— Problem details —
Pull out all lines from the listing below in which the word "draws" appears.

### Exercise input ###

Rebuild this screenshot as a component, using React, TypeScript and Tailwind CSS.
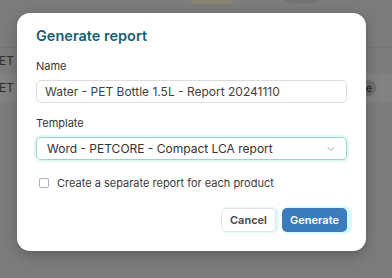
import React from 'react';
import { ChevronDown } from 'lucide-react';

export default function App() {
  return (
    <div className="relative h-[278px] w-[392px] overflow-hidden bg-[#7c7c7c] font-['Inter',sans-serif]">
      {/* Dimmed page behind the dialog */}
      <div className="flex flex-col text-[12px] text-[#2e2e2e]">
        <div className="flex h-[47px] items-start">
          <div className="ml-[190px] -mt-[6px] h-[10px] w-[44px] rounded-full bg-[#8a8470]" />
          <div className="ml-[50px] -mt-[8px] h-[11px] w-[34px] rounded-full bg-[#727272]" />
        </div>
        <div className="h-[1px] bg-[#747474]" />
        <div className="flex h-[26px] items-center">
          <span className="-ml-[1px]">ET b</span>
        </div>
        <div className="flex h-[28px] items-center justify-between bg-[#828282]">
          <span className="-ml-[1px]">ET b</span>
          <span className="mr-[16px] flex h-[16px] w-[22px] items-center justify-end rounded-full bg-[#6e6e6e] pr-[4px] text-[10px] font-semibold text-[#2a2a2a]">
            e
          </span>
        </div>
      </div>

      {/* Dialog */}
      <div className="absolute left-[17px] top-[13px] w-[349px] rounded-[13px] bg-white px-[19px] pb-[19px] pt-[13px] shadow-[0_4px_14px_rgba(0,0,0,0.25)]">
        <h2 className="text-[14.5px] font-semibold leading-[20px] text-[#175f72]">Generate report</h2>

        <label className="mt-[12px] block text-[11px] leading-[16px] text-[#333]">Name</label>
        <div className="mt-[6px] flex h-[23px] items-center rounded-[5px] border border-[#dcdcdc] px-[8px] text-[12px] text-[#3f3f3f]">
          Water - PET Bottle 1.5L - Report 20241110
        </div>

        <label className="mt-[12px] block text-[11px] leading-[16px] text-[#333]">Template</label>
        <div className="mt-[6px] flex h-[23px] items-center justify-between rounded-[5px] border border-[#9dd4c9] pl-[10px] pr-[9px] text-[12px] text-[#333] shadow-[0_0_0_2px_rgba(190,240,235,0.45)]">
          <span>Word - PETCORE - Compact LCA report</span>
          <ChevronDown className="h-[12px] w-[12px] text-[#8a8a8a]" strokeWidth={1.5} />
        </div>

        <div className="mt-[15px] flex items-center gap-[8px] pl-[3px]">
          <span className="h-[10px] w-[10px] rounded-[2px] border border-[#b0b0b0] bg-white" />
          <span className="text-[11px] leading-[16px] text-[#3a3a3a]">Create a separate report for each product</span>
        </div>

        <div className="mt-[17px] flex justify-end gap-[6px]">
          <button className="h-[24px] w-[55px] rounded-[5px] border border-[#e2e2e2] bg-white text-[11px] font-semibold text-[#444] shadow-[2px_0_0_1px_rgba(210,250,250,0.7)]">
            Cancel
          </button>
          <button className="h-[24px] w-[65px] rounded-[5px] bg-[#3c7cbd] text-[11px] font-semibold text-white shadow-[3px_0_0_2px_rgba(210,250,252,0.9)]">
            Generate
          </button>
        </div>
      </div>
    </div>
  );
}
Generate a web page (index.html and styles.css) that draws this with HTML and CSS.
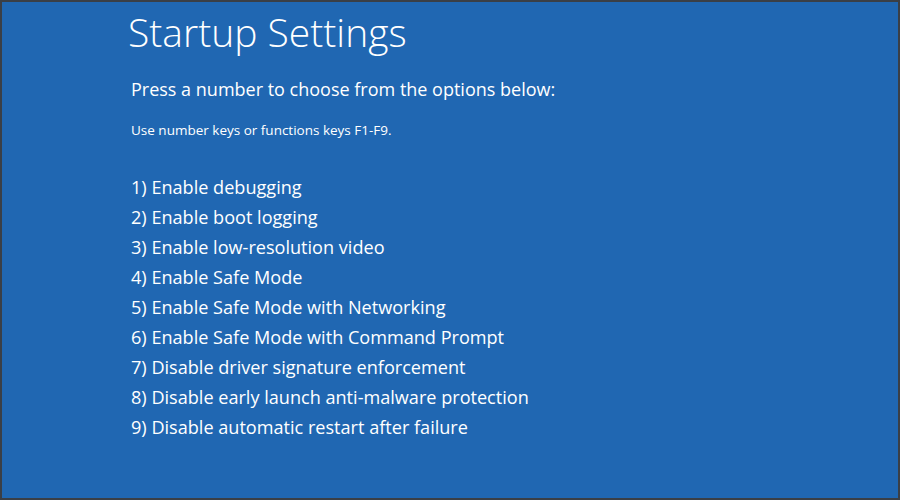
FILE: index.html
```html
<!DOCTYPE html>
<html>
<head>
<meta charset="utf-8">
<link rel="stylesheet" href="styles.css">
</head>
<body>
<div class="screen">
  <div class="content">
    <h1 class="title">Startup Settings</h1>
    <p class="lead">Press a number to choose from the options below:</p>
    <p class="hint">Use number keys or functions keys F1-F9.</p>
    <ol class="options">
      <li>1) Enable debugging</li>
      <li>2) Enable boot logging</li>
      <li>3) Enable low-resolution video</li>
      <li>4) Enable Safe Mode</li>
      <li>5) Enable Safe Mode with Networking</li>
      <li>6) Enable Safe Mode with Command Prompt</li>
      <li>7) Disable driver signature enforcement</li>
      <li>8) Disable early launch anti-malware protection</li>
      <li>9) Disable automatic restart after failure</li>
    </ol>
  </div>
</div>
</body>
</html>
```

FILE: styles.css
```css
html, body {
  margin: 0;
  padding: 0;
}
body {
  width: 900px;
  height: 500px;
  overflow: hidden;
  font-family: "Open Sans", "Noto Sans", sans-serif;
  color: #ffffff;
}
.screen {
  box-sizing: border-box;
  width: 900px;
  height: 500px;
  background: #2067b2;
  border: 2px solid #3a3f46;
}
.content {
  padding-left: 126px;
  padding-top: 4px;
}
.title {
  margin: 0;
  font-size: 39px;
  font-weight: 300;
  line-height: 52px;
}
.lead {
  margin: 19px 0 0 3px;
  font-size: 18px;
  font-weight: 400;
  line-height: 24px;
}
.hint {
  margin: 20px 0 0 3px;
  font-size: 13.5px;
  line-height: 18px;
}
.options {
  list-style: none;
  margin: 33px 0 0 3px;
  padding: 0;
  font-size: 18.1px;
  line-height: 30px;
}
```
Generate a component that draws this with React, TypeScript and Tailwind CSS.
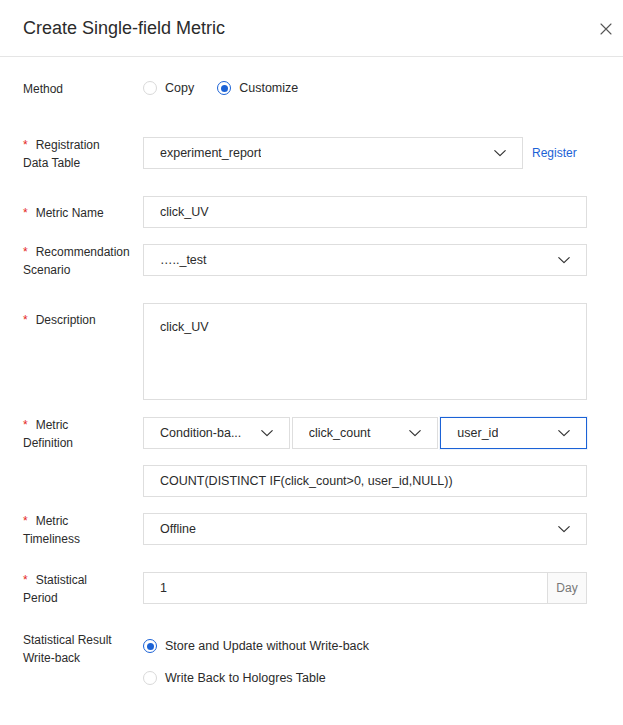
import React from "react";

function Chevron() {
  return (
    <svg width="12" height="12" viewBox="0 0 12 12" fill="none" className="shrink-0">
      <path d="M0.8 3.6 L6 8.6 L11.2 3.6" stroke="#333" strokeWidth="1.2" strokeLinecap="round" strokeLinejoin="round" />
    </svg>
  );
}

function Radio({ checked, label }: { checked?: boolean; label: string }) {
  return (
    <div className="flex items-center h-[32px]">
      {checked ? (
        <div className="w-[14px] h-[14px] rounded-full border-[1.5px] border-[#1b62d6] flex items-center justify-center bg-white">
          <div className="w-[7px] h-[7px] rounded-full bg-[#1b62d6]" />
        </div>
      ) : (
        <div className="w-[14px] h-[14px] rounded-full border border-[#d9d9d9] bg-white" />
      )}
      <span className="ml-[8px] text-[12.5px] text-[#2b2b2b]">{label}</span>
    </div>
  );
}

function Label({ text, required, shift = "" }: { text: string; required?: boolean; shift?: string }) {
  return (
    <div className={"w-[120px] shrink-0 flex items-center h-[32px] self-start " + shift}>
      <div className="w-[96px] text-[12px] leading-[18px] text-[#2b2b2b] mt-[-1px] mb-[-3px]">
        {required && <span className="text-[#e5261b] mr-[8px]">*</span>}
        {text}
      </div>
    </div>
  );
}

function Select({ value, focused, className = "" }: { value: string; focused?: boolean; className?: string }) {
  return (
    <div
      className={
        "h-[32px] flex items-center justify-between pl-[16px] pr-[16px] bg-white border " +
        (focused ? "border-[#1b62d6] shadow-[0_0_0_1px_rgba(27,98,214,0.08)] " : "border-[#dedede] ") +
        className
      }
    >
      <span className="text-[12.5px] text-[#2b2b2b] truncate">{value}</span>
      <Chevron />
    </div>
  );
}

function Input({ value }: { value: string }) {
  return (
    <div className="h-[32px] flex items-center px-[16px] bg-white border border-[#dedede]">
      <span className="text-[12.5px] text-[#2b2b2b]">{value}</span>
    </div>
  );
}

export default function App() {
  return (
    <div
      className="w-[623px] h-[725px] bg-white overflow-hidden"
      style={{ fontFamily: '"Liberation Sans", Arial, Helvetica, sans-serif' }}
    >
      {/* Header */}
      <div className="h-[57px] flex items-center justify-between pl-[23px] pr-[11px] pt-[1px] border-b border-[#e5e5e5]">
        <div className="text-[18px] text-[#2b2b2b]">Create Single-field Metric</div>
        <svg width="12" height="12" viewBox="0 0 12 12" fill="none">
          <path d="M1 1 L11 11 M11 1 L1 11" stroke="#555" strokeWidth="1.1" strokeLinecap="round" />
        </svg>
      </div>

      {/* Body */}
      <div className="pl-[23px] pt-[15px]">
        {/* Method */}
        <div className="flex">
          <Label text="Method" />
          <div className="flex items-center gap-[23px]">
            <Radio label="Copy" />
            <Radio checked label="Customize" />
          </div>
        </div>

        {/* Registration */}
        <div className="flex mt-[33px]">
          <Label text="Registration Data Table" required />
          <div className="flex items-center">
            <Select value="experiment_report" className="w-[380px]" />
            <span className="ml-[9px] text-[12px] text-[#1b62d6]">Register</span>
          </div>
        </div>

        {/* Metric Name */}
        <div className="flex mt-[27px]">
          <Label text="Metric Name" required />
          <div className="w-[444px]">
            <Input value="click_UV" />
          </div>
        </div>

        {/* Recommendation Scenario */}
        <div className="flex mt-[16px]">
          <Label text="Recommendation Scenario" required />
          <div className="w-[444px]">
            <Select value="….._test" />
          </div>
        </div>

        {/* Description */}
        <div className="flex mt-[27px]">
          <Label text="Description" required />
          <div className="w-[444px] h-[97px] border border-[#dedede] px-[16px] pt-[10px]">
            <span className="text-[12.5px] leading-[20px] text-[#2b2b2b]">click_UV</span>
          </div>
        </div>

        {/* Metric Definition */}
        <div className="flex mt-[17px]">
          <Label text="Metric Definition" required />
          <div className="w-[444px] flex flex-col gap-[16px]">
            <div className="flex gap-[2px]">
              <Select value="Condition-ba..." className="flex-1 min-w-0" />
              <Select value="click_count" className="flex-1 min-w-0" />
              <Select value="user_id" focused className="flex-1 min-w-0" />
            </div>
            <Input value="COUNT(DISTINCT IF(click_count>0, user_id,NULL))" />
          </div>
        </div>

        {/* Metric Timeliness */}
        <div className="flex mt-[16px]">
          <Label text="Metric Timeliness" required />
          <div className="w-[444px]">
            <Select value="Offline" />
          </div>
        </div>

        {/* Statistical Period */}
        <div className="flex mt-[27px]">
          <Label text="Statistical Period" required />
          <div className="w-[444px] h-[32px] flex border border-[#dedede]">
            <div className="flex-1 flex items-center px-[16px]">
              <span className="text-[12.5px] text-[#2b2b2b]">1</span>
            </div>
            <div className="w-[39px] flex items-center justify-center border-l border-[#dedede] bg-[#fafafa]">
              <span className="text-[12px] text-[#777]">Day</span>
            </div>
          </div>
        </div>

        {/* Write-back */}
        <div className="flex mt-[26px]">
          <Label text="Statistical Result Write-back" shift="mt-[2px]" />
          <div className="flex flex-col">
            <Radio checked label="Store and Update without Write-back" />
            <Radio label="Write Back to Hologres Table" />
          </div>
        </div>
      </div>
    </div>
  );
}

###

— Solution below —
Generate a web page (index.html and styles.css) that draws this with HTML and CSS.
Generate a component that draws this with React, TypeScript and Tailwind CSS.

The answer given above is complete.